## TASK STATEMENT
Locate the word "screenshot" in the material, then show every line that holds it.

[Front-end source files]
===
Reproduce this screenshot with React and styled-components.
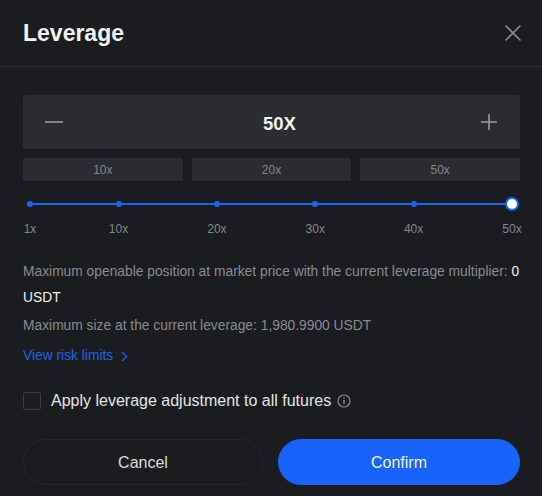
import React, { useState } from 'react'
import styled, { createGlobalStyle } from 'styled-components'

const Global = createGlobalStyle`
    html, body {
        margin: 0;
        padding: 0;
        background: #1b1c20;
    }
    body {
        font-family: "Liberation Sans", Arial, sans-serif;
        color: #e6e6e8;
    }
`

const MARKS = [1, 10, 20, 30, 40, 50]
const PRESETS = [10, 20, 50]

function Leverage() {
    const [value, setValue] = useState(50)
    const [applyAll, setApplyAll] = useState(false)
    const pct = ((value - 1) / 49) * 100

    return (
        <Modal>
            <Header>
                <Title>Leverage</Title>
                <Close aria-label='close'>
                    <svg width='16' height='16' viewBox='0 0 16 16'>
                        <path d='M1 1L15 15M15 1L1 15' stroke='#8a8b90' strokeWidth='1.6' strokeLinecap='round' />
                    </svg>
                </Close>
            </Header>
            <Body>
                <Stepper>
                    <StepBtn onClick={() => setValue(Math.max(1, value - 1))}>
                        <svg width='18' height='18' viewBox='0 0 18 18'>
                            <path d='M0 9H18' stroke='#9a9ba0' strokeWidth='1.6' />
                        </svg>
                    </StepBtn>
                    <StepValue>{value}X</StepValue>
                    <StepBtn onClick={() => setValue(Math.min(50, value + 1))}>
                        <svg width='18' height='18' viewBox='0 0 18 18'>
                            <path d='M1 9H17M9 1V17' stroke='#9a9ba0' strokeWidth='1.6' />
                        </svg>
                    </StepBtn>
                </Stepper>

                <Presets>
                    {PRESETS.map(p => (
                        <Preset key={p} onClick={() => setValue(p)}>{p}x</Preset>
                    ))}
                </Presets>

                <Slider>
                    <Track>
                        <Fill style={{ width: `${pct}%` }} />
                        {MARKS.map(m => (
                            <Tick key={m} style={{ left: `${((m - 1) / 49) * 100}%` }} />
                        ))}
                        <Thumb style={{ left: `${pct}%` }} />
                    </Track>
                    <Marks>
                        {MARKS.map(m => (
                            <Mark key={m} style={{ left: `${((m - 1) / 49) * 100}%` }}>{m}x</Mark>
                        ))}
                    </Marks>
                </Slider>

                <Info>
                    Maximum openable position at market price with the current leverage multiplier: <Strong>0</Strong> <Strong>USDT</Strong>
                </Info>
                <Size>Maximum size at the current leverage: 1,980.9900 USDT</Size>
                <RiskLink href='#'>
                    View risk limits
                    <svg width='8' height='11' viewBox='0 0 8 11'>
                        <path d='M2 1L6.5 5.5L2 10' stroke='#1b63e8' strokeWidth='1.3' fill='none' />
                    </svg>
                </RiskLink>

                <CheckRow onClick={() => setApplyAll(!applyAll)}>
                    <Box $checked={applyAll} />
                    <span>Apply leverage adjustment to all futures</span>
                    <svg width='14' height='14' viewBox='0 0 14 14'>
                        <circle cx='7' cy='7' r='6' stroke='#8a8b90' strokeWidth='1.2' fill='none' />
                        <path d='M7 6V10.2' stroke='#8a8b90' strokeWidth='1.3' />
                        <circle cx='7' cy='4' r='0.8' fill='#8a8b90' />
                    </svg>
                </CheckRow>

                <Actions>
                    <Button>Cancel</Button>
                    <Button $primary>Confirm</Button>
                </Actions>
            </Body>
        </Modal>
    )
}

const Modal = styled.div`
    width: 542px;
    height: 496px;
    background: #1b1c20;
    overflow: hidden;
`

const Header = styled.div`
    height: 67px;
    box-sizing: border-box;
    padding: 0 20px 0 23px;
    display: flex;
    align-items: center;
    justify-content: space-between;
    border-bottom: 1px solid #2c2d32;
`

const Title = styled.h2`
    margin: 0;
    font-size: 23px;
    font-weight: 700;
    color: #f2f2f3;
`

const Close = styled.button`
    background: none;
    border: 0;
    padding: 0;
    width: 18px;
    height: 18px;
    display: flex;
    align-items: center;
    justify-content: center;
    cursor: pointer;
`

const Body = styled.div`
    padding: 28px 22px 0 23px;
`

const Stepper = styled.div`
    height: 54px;
    background: #2b2c31;
    border-radius: 2px;
    display: flex;
    align-items: center;
    justify-content: space-between;
    padding: 0 22px;
`

const StepBtn = styled.button`
    background: none;
    border: 0;
    padding: 0;
    display: flex;
    cursor: pointer;
`

const StepValue = styled.div`
    font-size: 18.5px;
    font-weight: 700;
    color: #f4f4f5;
    padding: 3px 0 0 16px;
`

const Presets = styled.div`
    margin-top: 9px;
    display: grid;
    grid-template-columns: repeat(3, 1fr);
    gap: 9px;
`

const Preset = styled.button`
    height: 23px;
    border: 0;
    border-radius: 2px;
    background: #2b2c31;
    color: #85868b;
    font-family: inherit;
    font-size: 12px;
    cursor: pointer;
`

const Slider = styled.div`
    margin: 16px 8px 0 7px;
`

const Track = styled.div`
    position: relative;
    height: 14px;
    &::before {
        content: '';
        position: absolute;
        left: 0;
        right: 0;
        top: 6px;
        height: 2px;
        background: #3a3b40;
    }
`

const Fill = styled.div`
    position: absolute;
    left: 0;
    top: 6px;
    height: 2px;
    background: #1a64f5;
`

const Tick = styled.span`
    position: absolute;
    top: 4px;
    width: 6px;
    height: 6px;
    margin-left: -3px;
    border-radius: 50%;
    background: #1a64f5;
`

const Thumb = styled.span`
    position: absolute;
    top: 0;
    width: 10px;
    height: 10px;
    margin-left: -7px;
    border-radius: 50%;
    background: #fff;
    border: 2px solid #1a64f5;
`

const Marks = styled.div`
    position: relative;
    height: 16px;
    margin-top: 10px;
`

const Mark = styled.span`
    position: absolute;
    transform: translateX(-50%);
    font-size: 12px;
    line-height: 16px;
    color: #85868b;
`

const Info = styled.p`
    margin: 22px 0 0;
    font-size: 13.8px;
    line-height: 26px;
    color: #8a8b90;
`

const Strong = styled.span`
    color: #f0f0f2;
`

const Size = styled.p`
    margin: 2px 0 0;
    font-size: 13.8px;
    line-height: 26px;
    color: #8a8b90;
`

const RiskLink = styled.a`
    display: inline-flex;
    align-items: center;
    gap: 7px;
    margin-top: 4px;
    font-size: 13.8px;
    line-height: 26px;
    color: #1b63e8;
    text-decoration: none;
`

const CheckRow = styled.label`
    display: flex;
    align-items: center;
    gap: 10px;
    margin-top: 23px;
    font-size: 16px;
    color: #e4e4e6;
    cursor: pointer;
    svg { margin-left: -4px; }
`

const Box = styled.span`
    width: 16px;
    height: 16px;
    border: 1px solid #3b3c41;
    border-radius: 2px;
    background: ${p => (p.$checked ? '#1a64f5' : 'transparent')};
`

const Actions = styled.div`
    margin-top: 29px;
    display: grid;
    grid-template-columns: 240px 1fr;
    gap: 15px;
`

const Button = styled.button`
    height: 46px;
    padding-top: 3px;
    border-radius: 23px;
    font-family: inherit;
    font-size: 16px;
    cursor: pointer;
    border: 1px solid ${p => (p.$primary ? '#1763fb' : '#25262b')};
    background: ${p => (p.$primary ? '#1763fb' : 'transparent')};
    color: ${p => (p.$primary ? '#f4f6ff' : '#dcdcde')};
`

export default function App() {
    return (
        <>
            <Global />
            <Leverage />
        </>
    )
}
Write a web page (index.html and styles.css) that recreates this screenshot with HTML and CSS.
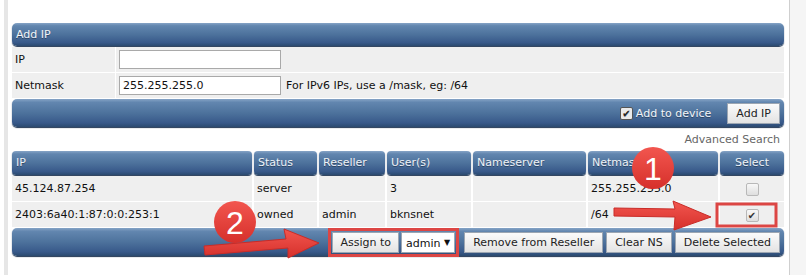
===
## FULL OUTPUT
Reproduce this screenshot with React and styled-components.
Write a web page (index.html and styles.css) that recreates this screenshot with HTML and CSS.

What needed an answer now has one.